__What to work on__:
Your task is to copy the material exactly.

__Data provided__:
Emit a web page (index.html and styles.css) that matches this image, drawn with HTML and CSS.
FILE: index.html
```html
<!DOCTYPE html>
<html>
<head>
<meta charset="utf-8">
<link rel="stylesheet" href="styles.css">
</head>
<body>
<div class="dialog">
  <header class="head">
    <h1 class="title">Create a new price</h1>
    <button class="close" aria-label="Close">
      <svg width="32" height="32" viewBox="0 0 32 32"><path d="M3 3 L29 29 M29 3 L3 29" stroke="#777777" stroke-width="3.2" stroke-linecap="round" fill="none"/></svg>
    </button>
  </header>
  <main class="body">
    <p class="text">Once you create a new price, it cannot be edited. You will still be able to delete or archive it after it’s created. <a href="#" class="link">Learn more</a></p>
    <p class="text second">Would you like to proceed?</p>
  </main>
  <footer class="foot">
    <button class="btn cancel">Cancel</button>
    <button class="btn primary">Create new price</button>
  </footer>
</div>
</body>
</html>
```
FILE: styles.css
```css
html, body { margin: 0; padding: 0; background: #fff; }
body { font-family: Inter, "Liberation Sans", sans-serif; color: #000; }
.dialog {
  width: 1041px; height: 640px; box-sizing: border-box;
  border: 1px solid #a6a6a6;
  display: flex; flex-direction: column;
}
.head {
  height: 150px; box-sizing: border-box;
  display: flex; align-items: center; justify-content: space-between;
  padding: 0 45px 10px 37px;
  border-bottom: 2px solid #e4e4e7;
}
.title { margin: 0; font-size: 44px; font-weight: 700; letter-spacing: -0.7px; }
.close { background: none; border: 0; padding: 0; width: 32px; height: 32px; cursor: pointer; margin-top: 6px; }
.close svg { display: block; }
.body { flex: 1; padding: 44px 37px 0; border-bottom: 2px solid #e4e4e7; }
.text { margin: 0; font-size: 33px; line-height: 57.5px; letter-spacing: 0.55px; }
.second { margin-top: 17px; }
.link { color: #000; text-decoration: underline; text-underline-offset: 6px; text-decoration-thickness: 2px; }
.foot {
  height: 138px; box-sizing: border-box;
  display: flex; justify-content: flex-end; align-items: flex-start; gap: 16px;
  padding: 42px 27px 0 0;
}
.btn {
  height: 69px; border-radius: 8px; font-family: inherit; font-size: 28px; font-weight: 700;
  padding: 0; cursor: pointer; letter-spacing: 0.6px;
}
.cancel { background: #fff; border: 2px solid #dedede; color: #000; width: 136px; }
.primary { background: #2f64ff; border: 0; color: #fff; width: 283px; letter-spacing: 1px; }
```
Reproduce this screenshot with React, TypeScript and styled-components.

__Exercise answer__:
Emit a web page (index.html and styles.css) that matches this image, drawn with HTML and CSS.
FILE: index.html
```html
<!DOCTYPE html>
<html>
<head>
<meta charset="utf-8">
<link rel="stylesheet" href="styles.css">
</head>
<body>
<div class="dialog">
  <header class="head">
    <h1 class="title">Create a new price</h1>
    <button class="close" aria-label="Close">
      <svg width="32" height="32" viewBox="0 0 32 32"><path d="M3 3 L29 29 M29 3 L3 29" stroke="#777777" stroke-width="3.2" stroke-linecap="round" fill="none"/></svg>
    </button>
  </header>
  <main class="body">
    <p class="text">Once you create a new price, it cannot be edited. You will still be able to delete or archive it after it’s created. <a href="#" class="link">Learn more</a></p>
    <p class="text second">Would you like to proceed?</p>
  </main>
  <footer class="foot">
    <button class="btn cancel">Cancel</button>
    <button class="btn primary">Create new price</button>
  </footer>
</div>
</body>
</html>
```
FILE: styles.css
```css
html, body { margin: 0; padding: 0; background: #fff; }
body { font-family: Inter, "Liberation Sans", sans-serif; color: #000; }
.dialog {
  width: 1041px; height: 640px; box-sizing: border-box;
  border: 1px solid #a6a6a6;
  display: flex; flex-direction: column;
}
.head {
  height: 150px; box-sizing: border-box;
  display: flex; align-items: center; justify-content: space-between;
  padding: 0 45px 10px 37px;
  border-bottom: 2px solid #e4e4e7;
}
.title { margin: 0; font-size: 44px; font-weight: 700; letter-spacing: -0.7px; }
.close { background: none; border: 0; padding: 0; width: 32px; height: 32px; cursor: pointer; margin-top: 6px; }
.close svg { display: block; }
.body { flex: 1; padding: 44px 37px 0; border-bottom: 2px solid #e4e4e7; }
.text { margin: 0; font-size: 33px; line-height: 57.5px; letter-spacing: 0.55px; }
.second { margin-top: 17px; }
.link { color: #000; text-decoration: underline; text-underline-offset: 6px; text-decoration-thickness: 2px; }
.foot {
  height: 138px; box-sizing: border-box;
  display: flex; justify-content: flex-end; align-items: flex-start; gap: 16px;
  padding: 42px 27px 0 0;
}
.btn {
  height: 69px; border-radius: 8px; font-family: inherit; font-size: 28px; font-weight: 700;
  padding: 0; cursor: pointer; letter-spacing: 0.6px;
}
.cancel { background: #fff; border: 2px solid #dedede; color: #000; width: 136px; }
.primary { background: #2f64ff; border: 0; color: #fff; width: 283px; letter-spacing: 1px; }
```
Reproduce this screenshot with React, TypeScript and styled-components.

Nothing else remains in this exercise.